--- Start of SUPPLIED DATA ---
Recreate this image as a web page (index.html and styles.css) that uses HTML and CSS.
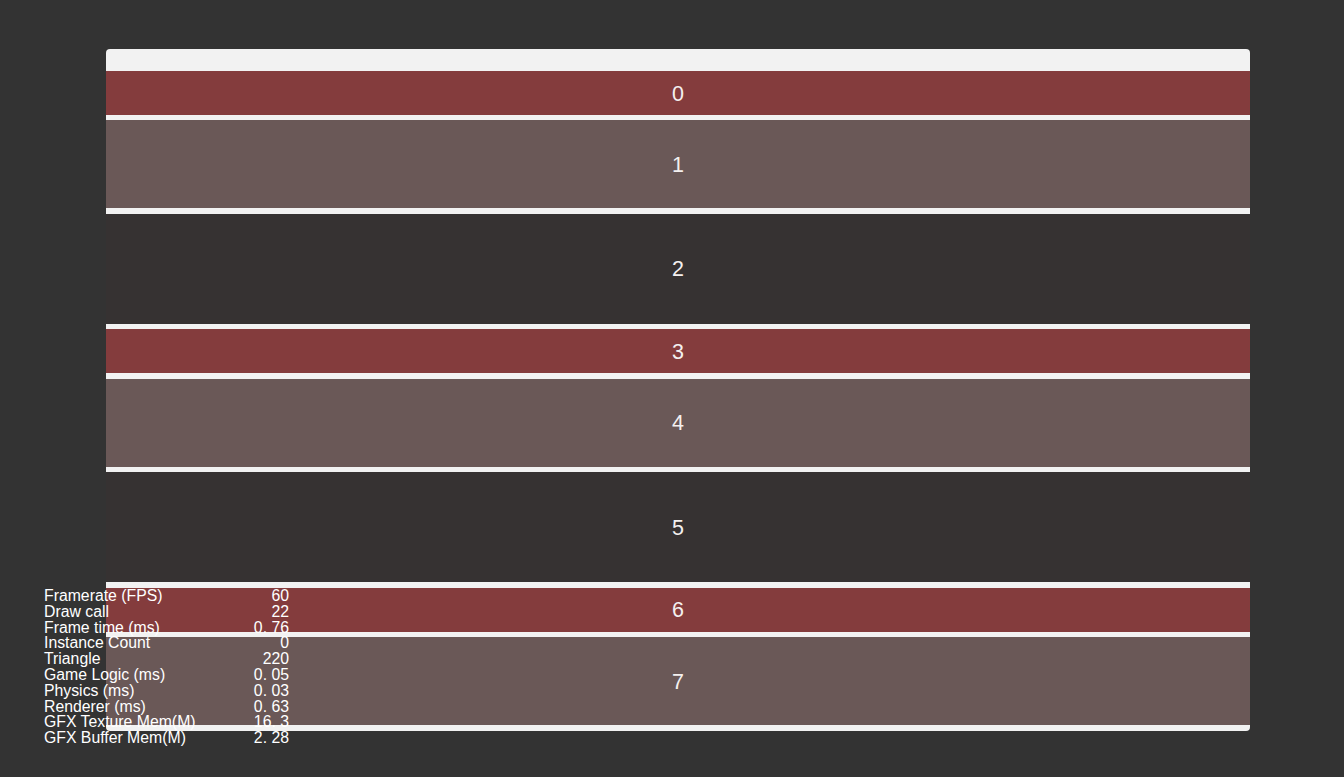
FILE: index.html
```html
<!DOCTYPE html>
<html lang="en">

<head>
    <meta charset="UTF-8">
    <meta name="viewport" content="width=device-width, initial-scale=1.0">
    <title>List</title>
    <link rel="stylesheet" href="styles.css">
</head>

<body>
    <div class="panel">
        <div class="item red small">0</div>
        <div class="item brown medium">1</div>
        <div class="item dark large">2</div>
        <div class="item red small">3</div>
        <div class="item brown medium">4</div>
        <div class="item dark large">5</div>
        <div class="item red small">6</div>
        <div class="item brown medium">7</div>
    </div>

    <div class="stats">
        <div class="stat"><span>Framerate (FPS)</span><span>60</span></div>
        <div class="stat"><span>Draw call</span><span>22</span></div>
        <div class="stat"><span>Frame time (ms)</span><span>0. 76</span></div>
        <div class="stat"><span>Instance Count</span><span>0</span></div>
        <div class="stat"><span>Triangle</span><span>220</span></div>
        <div class="stat"><span>Game Logic (ms)</span><span>0. 05</span></div>
        <div class="stat"><span>Physics (ms)</span><span>0. 03</span></div>
        <div class="stat"><span>Renderer (ms)</span><span>0. 63</span></div>
        <div class="stat"><span>GFX Texture Mem(M)</span><span>16. 3</span></div>
        <div class="stat"><span>GFX Buffer Mem(M)</span><span>2. 28</span></div>
    </div>
</body>

</html>
```

FILE: styles.css
```css
body {
    margin: 0;
    background: #333333;
    font-family: "Liberation Sans", Arial, sans-serif;
    height: 777px;
    overflow: hidden;
}

.panel {
    margin: 49px 0 0 106px;
    width: 1144px;
    background: #f2f2f2;
    border-radius: 4px;
    padding: 22px 0 6px;
    display: flex;
    flex-direction: column;
    gap: 5.45px;
}

.item {
    display: flex;
    align-items: center;
    justify-content: center;
    box-sizing: border-box;
    padding-top: 2px;
    color: #f4f0f0;
    font-size: 21.5px;
}

.small {
    height: 44px;
}

.medium {
    height: 88px;
}

.large {
    height: 110px;
}

.red {
    background: #843c3d;
}

.brown {
    background: #6a5857;
}

.dark {
    background: #363232;
}

.stats {
    position: absolute;
    left: 44px;
    top: 588px;
    width: 245px;
    color: #ffffff;
    font-size: 15.8px;
    line-height: 15.8px;
}

.stat {
    display: flex;
    justify-content: space-between;
}
```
--- End of SUPPLIED DATA ---
SET EXERCISE —
Repeat the material verbatim. Do not carry over any picture.

TASK RESPONSE —
Recreate this image as a web page (index.html and styles.css) that uses HTML and CSS.
FILE: index.html
```html
<!DOCTYPE html>
<html lang="en">

<head>
    <meta charset="UTF-8">
    <meta name="viewport" content="width=device-width, initial-scale=1.0">
    <title>List</title>
    <link rel="stylesheet" href="styles.css">
</head>

<body>
    <div class="panel">
        <div class="item red small">0</div>
        <div class="item brown medium">1</div>
        <div class="item dark large">2</div>
        <div class="item red small">3</div>
        <div class="item brown medium">4</div>
        <div class="item dark large">5</div>
        <div class="item red small">6</div>
        <div class="item brown medium">7</div>
    </div>

    <div class="stats">
        <div class="stat"><span>Framerate (FPS)</span><span>60</span></div>
        <div class="stat"><span>Draw call</span><span>22</span></div>
        <div class="stat"><span>Frame time (ms)</span><span>0. 76</span></div>
        <div class="stat"><span>Instance Count</span><span>0</span></div>
        <div class="stat"><span>Triangle</span><span>220</span></div>
        <div class="stat"><span>Game Logic (ms)</span><span>0. 05</span></div>
        <div class="stat"><span>Physics (ms)</span><span>0. 03</span></div>
        <div class="stat"><span>Renderer (ms)</span><span>0. 63</span></div>
        <div class="stat"><span>GFX Texture Mem(M)</span><span>16. 3</span></div>
        <div class="stat"><span>GFX Buffer Mem(M)</span><span>2. 28</span></div>
    </div>
</body>

</html>
```

FILE: styles.css
```css
body {
    margin: 0;
    background: #333333;
    font-family: "Liberation Sans", Arial, sans-serif;
    height: 777px;
    overflow: hidden;
}

.panel {
    margin: 49px 0 0 106px;
    width: 1144px;
    background: #f2f2f2;
    border-radius: 4px;
    padding: 22px 0 6px;
    display: flex;
    flex-direction: column;
    gap: 5.45px;
}

.item {
    display: flex;
    align-items: center;
    justify-content: center;
    box-sizing: border-box;
    padding-top: 2px;
    color: #f4f0f0;
    font-size: 21.5px;
}

.small {
    height: 44px;
}

.medium {
    height: 88px;
}

.large {
    height: 110px;
}

.red {
    background: #843c3d;
}

.brown {
    background: #6a5857;
}

.dark {
    background: #363232;
}

.stats {
    position: absolute;
    left: 44px;
    top: 588px;
    width: 245px;
    color: #ffffff;
    font-size: 15.8px;
    line-height: 15.8px;
}

.stat {
    display: flex;
    justify-content: space-between;
}
```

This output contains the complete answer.